There is a chance the two schools will meet in the NCAA regionals, but first the Wildcats must get by Lamar (probable) and Oregon State (doubtful) in the first two rounds at Weber's Dee Center this week. Whatever the NCAAs bring, Wildcat fans can relish the successful defense of last season's conference championship, which Weber accomplished last Saturday night by defeating Montana 50-42.
A tall, angular team, Weber is a study in bony knees and elbows. It does not display overwhelming strength and quickness. Weber wins anyway with a disciplined, motion zone offense called the Mixer, which was devised by McCarthy.
A series of weaves, picks and back cuts, the offense is designed to free the shooter no more than 15 feet from the basket and usually in his favorite spot. Of an early-season win over Michigan State, McCarthy says, "Their matchup zone is supposed to be the best in the country, but we went over it, around it and through it." Final score: 63-61. The Mixer has churned at a 52% field-goal-shooting clip this season.
Of Weber's five starters, four have played together since their freshman year, with three coming off all-conference seasons a year ago. Senior Guard Bruce Collins is the alltime Big Sky Conference scoring leader, with 1,987 points.
Getting privy to such information is a pretty good trick outside the Wasatch Range, which is beautiful country but, unfortunately, just as dim in the national consciousness as Weber State and the Big Sky Conference. Nevertheless, conference teams are capable of holding their own and occasionally springing an upset against the UCLAs and Long Beach States in tournament play. Indeed, the Big Sky has come a long way. All eight conference teams used to play in cramped, poorly lit pits, but three of them now boast recently built domed arenas.
Former Big Sky coaches like the Washington Bullets' Dick Motta, Michigan State's Jud Heathcote and Chicago Bulls Assistant Coach Phil Johnson have made a go of it on much larger stages. Next to move on and up may be McCarthy, a gregarious smoothie whose choice in liquid refreshment (Hi C) fits the area's Mormon life-style. But McCarthy is at ease with his more acclaimed and flamboyant colleagues.
"We don't have that big reputation in the East or Midwest, but you better believe it's just as tough to win on the road in the Big Sky as it is for teams in the ACC or Big Ten," McCarthy says. "The people in this area just go crazy. There's tremendous fan interest. I mean, what else are you going to do in Missoula. Mont.? You're gonna go down to the gym and get behind your team."
McCarthy warms to his subject. "People think of Top 20 teams as a bunch of big, physical studs, all of 'em high school All-Americas," he says. "We get the kids that the others have missed on. Collins is from Wyoming. Now, how many people are going to want to go recruiting in Wyoming in the middle of winter?
"But we're pretty to watch. Nobody in the United States plays together better than we do. You see some of these teams, and it's two passes, then wham-bam slams and jams. Then the coaches sit back and moan about passing. 'Where has all the passing gone? No one passes anymore.' "

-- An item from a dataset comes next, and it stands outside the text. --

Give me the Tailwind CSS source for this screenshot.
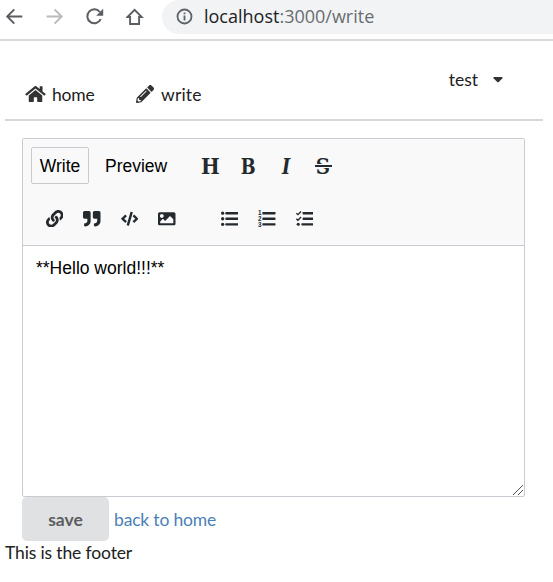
<!DOCTYPE html>
<html lang="en">
<head>
<meta charset="utf-8">
<title>write</title>
<script src="https://cdn.jsdelivr.net/npm/@tailwindcss/browser@4"></script>
</head>
<body class="bg-white w-[553px] h-[582px] overflow-hidden font-[Lato,sans-serif] text-[17.5px] leading-[25px] text-[#212121]">
<div class="flex h-[41px] items-start border-b-2 border-[#d9dadb]">
  <div class="flex w-[162px] shrink-0 h-[33px] text-[#5a5d61]">
    <svg class="w-[18px] h-[18px] mt-2 ml-[5px]" viewBox="0 0 18 18" fill="none" stroke="currentColor" stroke-width="1.9"><path d="M17.3 8.5H2.5M9.3 1.3L2.2 8.5l7.1 7.2"/></svg>
    <svg class="w-[18px] h-[18px] mt-2 ml-[23px] text-[#b9babc]" viewBox="0 0 18 18" fill="none" stroke="currentColor" stroke-width="1.9"><path d="M.6 8.5h14.8M8.6 1.3l7.1 7.2-7.1 7.2"/></svg>
    <svg class="w-[20px] h-[18px] mt-2 ml-[21px]" viewBox="0 0 20 18" fill="none" stroke="currentColor" stroke-width="2"><path d="M15.7 11.2a7 7 0 1 1-.9-7.2"/><path d="M18.2.8v7h-7z" fill="currentColor" stroke="none"/></svg>
    <svg class="w-[18px] h-[18px] mt-2 ml-[21px]" viewBox="0 0 18 18" fill="none" stroke="currentColor" stroke-width="1.9"><path d="M1.5 9L8.6 1.8 15.700 9h-2.600v7H4.100V9z"/></svg>
  </div>
  <div class="flex h-[34px] grow items-start rounded-l-full bg-[#f1f3f4]">
    <svg class="w-[17px] h-[17px] mt-2 ml-[14px] text-[#5f6368]" viewBox="0 0 17 17" fill="none" stroke="currentColor" stroke-width="1.8"><circle cx="8.5" cy="8.5" r="7"/><path d="M8.5 7.4v5M8.5 4.4v1.8"/></svg>
    <div class="ml-[11px] mt-[4px] whitespace-nowrap font-['Open_Sans',sans-serif] text-[18px] text-[#6a6d71]"><span class="text-[#202124]">localhost</span>:3000/write</div>
  </div>
</div>
<div class="ml-[5px] flex h-[80px] w-[538px] border-b-[2px] border-[#d6d7d8]">
  <div class="ml-[20px] mt-[41px] flex h-[25px] w-[110px]">
    <svg class="w-[21px] h-[18px] mt-[3px] text-[#333]" viewBox="0 0 576 512" fill="currentColor"><path d="M280 148L96 300v164c0 9 7 16 16 16h112c9 0 16-7 16-16v-97c0-9 7-16 16-16h64c9 0 16 7 16 16v97c0 9 7 16 16 16h112c9 0 16-7 16-16V300L296 148c-5-4-11-4-16 0zm292 103l-84-69V44c0-7-5-12-12-12h-56c-7 0-12 5-12 12v72l-90-74c-18-15-43-15-61 0L4 251c-5 4-6 12-1 17l25 31c5 5 12 6 17 2l235-194c5-4 11-4 16 0l236 194c5 4 12 3 17-2l25-31c4-5 3-13-2-17z"/></svg>
    <span class="ml-[6px] tracking-[-0.2px]">home</span>
  </div>
  <div class="mt-[41px] flex h-[25px] w-[120px]">
    <svg class="ml-px w-[18px] h-[18px] mt-[3px] text-[#333]" viewBox="0 0 512 512" fill="currentColor"><path fill-rule="evenodd" d="M498 142l-47 47c-4 4-12 4-16 0L324 78c-5-5-5-12 0-17l47-47c18-18 49-18 68 0l60 60c18 18 18 49-1 68zM284 101L22 364 0 485c-3 16 11 30 27 27l122-21 262-263c5-5 5-12 0-17L301 101c-5-5-12-5-17 0zM124 340c-5-5-5-13 0-18l154-154c5-5 13-5 18 0s5 13 0 18L142 340c-5 5-13 5-18 0zM88 424h48v36l-64 11-31-31 11-64h36z"/></svg>
    <span class="ml-[7px] tracking-[0.15px]">write</span>
  </div>
  <div class="ml-auto mr-[40px] mt-[26px] flex h-[25px]"><span>test</span>
    <svg class="ml-[15px] mt-[10px] w-[10px] h-[6px]" viewBox="0 0 10 6" fill="#333"><path d="M1 0h8q1 .3.4 1.2L5.8 5q-.8.7-1.6 0L.6 1.200Q0 .3 1 0z"/></svg>
  </div>
</div>
<div class="ml-[22px] mt-[17px] w-[503px] h-[359px] rounded-[2px] border border-[#c8ccd0] font-['Liberation_Sans',sans-serif]">
  <div class="h-[107px] border-b border-[#c8ccd0] bg-[#f9f9f9] text-[#24292e]">
    <div class="flex h-[53px] pt-[8px] pl-[8px]">
      <div class="flex h-[37px] w-[58px] items-center justify-center rounded-[2px] border border-[#c8ccd0] pt-[2px] text-[17.5px] text-black">Write</div>
      <div class="ml-[16px] flex h-[37px] w-[63px] items-center whitespace-nowrap pt-[2px] text-[17.5px] text-black">Preview</div>
      <div class="ml-[24px] flex h-[37px] items-center pt-px font-['DejaVu_Serif',serif] text-[22px] font-bold">
        <span class="flex w-[37.5px] justify-center"><span class="inline-block scale-x-90">H</span></span>
        <span class="flex w-[37.5px] justify-center"><span class="inline-block scale-x-80">B</span></span>
        <span class="flex w-[37.5px] justify-center"><span class="inline-block scale-x-80 italic">I</span></span>
        <span class="relative flex w-[37.5px] justify-center"><span class="inline-block scale-x-90">S</span><span class="absolute left-[10px] top-[10.5px] h-[4px] w-[17px] border-y border-[#f9f9f9] bg-[#24292e]"></span></span>
      </div>
    </div>
    <div class="flex h-[53px] items-start pl-[22.5px] pt-[17.5px]">
      <svg class="size-[17.5px]" viewBox="0 0 512 512" fill="currentColor"><path d="M326.612 185.391c59.747 59.809 58.927 155.698.36 214.590-.11.120-.24.250-.36.370l-67.200 67.200c-59.270 59.270-155.699 59.262-214.960 0-59.270-59.260-59.270-155.700 0-214.960l37.106-37.106c9.840-9.840 26.786-3.300 27.294 10.606.648 17.722 3.826 35.527 9.690 52.721 1.986 5.822.567 12.262-3.783 16.612l-13.087 13.087c-28.026 28.026-28.905 73.660-1.155 101.960 28.024 28.579 74.086 28.749 102.325.510l67.200-67.190c28.191-28.191 28.073-73.757 0-101.830-3.701-3.694-7.429-6.564-10.341-8.569a16.037 16.037 0 0 1-6.947-12.606c-.396-10.567 3.348-21.456 11.698-29.806l21.054-21.055c5.521-5.521 14.182-6.199 20.584-1.731a152.482 152.482 0 0 1 20.522 17.197zM467.547 44.449c-59.261-59.262-155.690-59.270-214.960 0l-67.200 67.200c-.120.120-.250.250-.360.370-58.566 58.892-59.387 154.781.360 214.590a152.454 152.454 0 0 0 20.521 17.196c6.402 4.468 15.064 3.789 20.584-1.731l21.054-21.055c8.350-8.350 12.094-19.239 11.698-29.806a16.037 16.037 0 0 0-6.947-12.606c-2.912-2.005-6.640-4.875-10.341-8.569-28.073-28.073-28.191-73.639 0-101.830l67.200-67.190c28.239-28.239 74.300-28.069 102.325.510 27.750 28.300 26.872 73.934-1.155 101.960l-13.087 13.087c-4.350 4.350-5.769 10.790-3.783 16.612 5.864 17.194 9.042 34.999 9.690 52.721.509 13.906 17.454 20.446 27.294 10.606l37.106-37.106c59.271-59.259 59.271-155.699.001-214.959z"/></svg>
      <svg class="ml-[20px] size-[17.5px]" viewBox="0 0 512 512" fill="currentColor"><path d="M464 32H336c-26.500 0-48 21.500-48 48v128c0 26.500 21.500 48 48 48h80v64c0 35.300-28.700 64-64 64h-8c-13.300 0-24 10.700-24 24v48c0 13.300 10.700 24 24 24h8c88.400 0 160-71.600 160-160V80c0-26.500-21.500-48-48-48zm-288 0H48C21.500 32 0 53.500 0 80v128c0 26.500 21.500 48 48 48h80v64c0 35.300-28.700 64-64 64h-8c-13.300 0-24 10.700-24 24v48c0 13.300 10.700 24 24 24h8c88.400 0 160-71.600 160-160V80c0-26.500-21.500-48-48-48z"/></svg>
      <svg class="ml-[20px] size-[17.5px]" viewBox="0 0 640 512" fill="currentColor"><path d="M278.900 511.500l-61-17.700c-6.400-1.800-10-8.500-8.200-14.900L346.200 8.700c1.800-6.400 8.500-10 14.900-8.200l61 17.700c6.400 1.800 10 8.500 8.200 14.900L293.800 503.300c-1.900 6.400-8.500 10.100-14.900 8.200zm-114-112.200l43.500-46.400c4.600-4.900 4.300-12.700-.8-17.200L117 256l90.600-79.700c5.100-4.500 5.500-12.300.8-17.200l-43.500-46.400c-4.500-4.800-12.100-5.100-17-.5L3.800 247.200c-5.100 4.700-5.100 12.800 0 17.500l144.100 135.100c4.900 4.600 12.500 4.400 17-.5zm327.200.6l144.100-135.100c5.100-4.700 5.100-12.800 0-17.500L492.100 112.100c-4.800-4.500-12.400-4.300-17 .5L431.600 159c-4.600 4.900-4.300 12.700.8 17.200L523 256l-90.600 79.700c-5.100 4.500-5.500 12.300-.8 17.200l43.500 46.400c4.500 4.900 12.100 5.100 17 .6z"/></svg>
      <svg class="ml-[20px] size-[17.5px]" viewBox="0 0 512 512" fill="currentColor"><path d="M464 448H48c-26.510 0-48-21.490-48-48V112c0-26.510 21.490-48 48-48h416c26.510 0 48 21.490 48 48v288c0 26.510-21.490 48-48 48zM112 120c-30.928 0-56 25.072-56 56s25.072 56 56 56 56-25.072 56-56-25.072-56-56-56zM64 384h384V272l-87.515-87.515c-4.686-4.686-12.284-4.686-16.971 0L208 320l-55.515-55.515c-4.686-4.686-12.284-4.686-16.971 0L64 336v48z"/></svg>
      <svg class="ml-[45px] size-[17.5px]" viewBox="0 0 18 18" fill="currentColor"><circle cx="1.700" cy="3.300" r="1.700"/><circle cx="1.700" cy="9" r="1.700"/><circle cx="1.700" cy="14.700" r="1.700"/><rect x="4.500" y="2.100" width="13.500" height="2.500" rx=".5"/><rect x="4.500" y="7.800" width="13.500" height="2.500" rx=".5"/><rect x="4.500" y="13.500" width="13.500" height="2.500" rx=".5"/></svg>
      <svg class="ml-[20px] size-[17.5px]" viewBox="0 0 18 18" fill="currentColor"><g font-family="Liberation Sans" font-weight="bold" font-size="6.5"><text x="0" y="5.5">1</text><text x="0" y="11.3">2</text><text x="0" y="17">3</text></g><rect x="4.500" y="2.100" width="13.500" height="2.500" rx=".5"/><rect x="4.500" y="7.800" width="13.500" height="2.500" rx=".5"/><rect x="4.500" y="13.500" width="13.500" height="2.500" rx=".5"/></svg>
      <svg class="ml-[20px] size-[17.5px]" viewBox="0 0 18 18" fill="currentColor"><path d="M.4 3.300l1.600 1.500L5.200 1.500M.4 9.100L2 10.600l3.200-3.300" fill="none" stroke="currentColor" stroke-width="1.4"/><circle cx="2.300" cy="14.700" r="1.600"/><rect x="6.800" y="2.100" width="11.200" height="2.500" rx=".5"/><rect x="6.800" y="7.800" width="11.200" height="2.500" rx=".5"/><rect x="5.600" y="13.500" width="12.400" height="2.500" rx=".5"/></svg>
    </div>
  </div>
  <div class="relative h-[250px] pl-[13px] pt-[10px] text-[17.5px] leading-[24px] text-black">**Hello world!!!**
    <svg class="absolute bottom-0 right-0 size-[12px]" viewBox="0 0 12 12" stroke="#555" stroke-width="1"><path d="M1 11L11 1M6 11l5-5"/></svg>
  </div>
</div>
<div class="ml-[22px] flex h-[44px]">
  <div class="flex h-[44px] w-[87px] items-center justify-center rounded-[5px] bg-[#e0e1e2] font-bold text-[#5c5d5e]">save</div>
  <div class="ml-[5px] mt-[10px] tracking-[-0.17px] text-[#4b7fb8]">back to home</div>
</div>
<div class="ml-[5px] mt-[-1px] tracking-[-0.14px]">This is the footer</div>
</body>
</html>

Passing just happens to be an integral part of Weber State's game, and no one does it better than the Wildcats' floor general, Mark Mattos, who is averaging 7.5 assists a game.
The words used most often to describe the senior pre-med student are "cocky" and "arrogant." Those not as friendly with Mark say other things, but Mattos just shrugs off the talk.
"I don't need to be nice to anybody," he says, which could be true if you have an I.Q. of 150 and a 3.8 grade-point average, as he does. "I'd rather have people not like me and go crazy everywhere we go. People want me to do bad and see the team lose, but when things like that are against us, it makes us band together. We have a common goal of shutting those people up."
Mattos has been greeted the most strenuously at Idaho State. In his freshman year he brashly predicted a win (the Wildcats did) and a big night by Mattos (it was). From that point on, a Weber trip into Pocatello has taken on a circus atmosphere—Mattos on the high wire without a net.
Although spectators in the ISU Minidome are separated from the floor by a banked track, there is room around the court for about 200 fans. Ostensibly, admission is granted on a first-come, first-served basis, but in reality, preference is given to those with the leatheriest lungs.
Because Weber's Jan. 26 game with Idaho State would be the last trip to Pocatello in Mattos' career, the ISU students, some in T shirts that read MATTOS IS A HOT DOG, made it a special one, booing him unmercifully from the moment he led Weber onto the floor. But Mattos had the last roar. Although he took only two shots from the floor, he had 14 assists and led the Wildcats to an 83-67 romp.
After the final buzzer, Mattos turned in all four directions and waved his fists at the crowd, a gesture that said, "I can beat you every day, every way."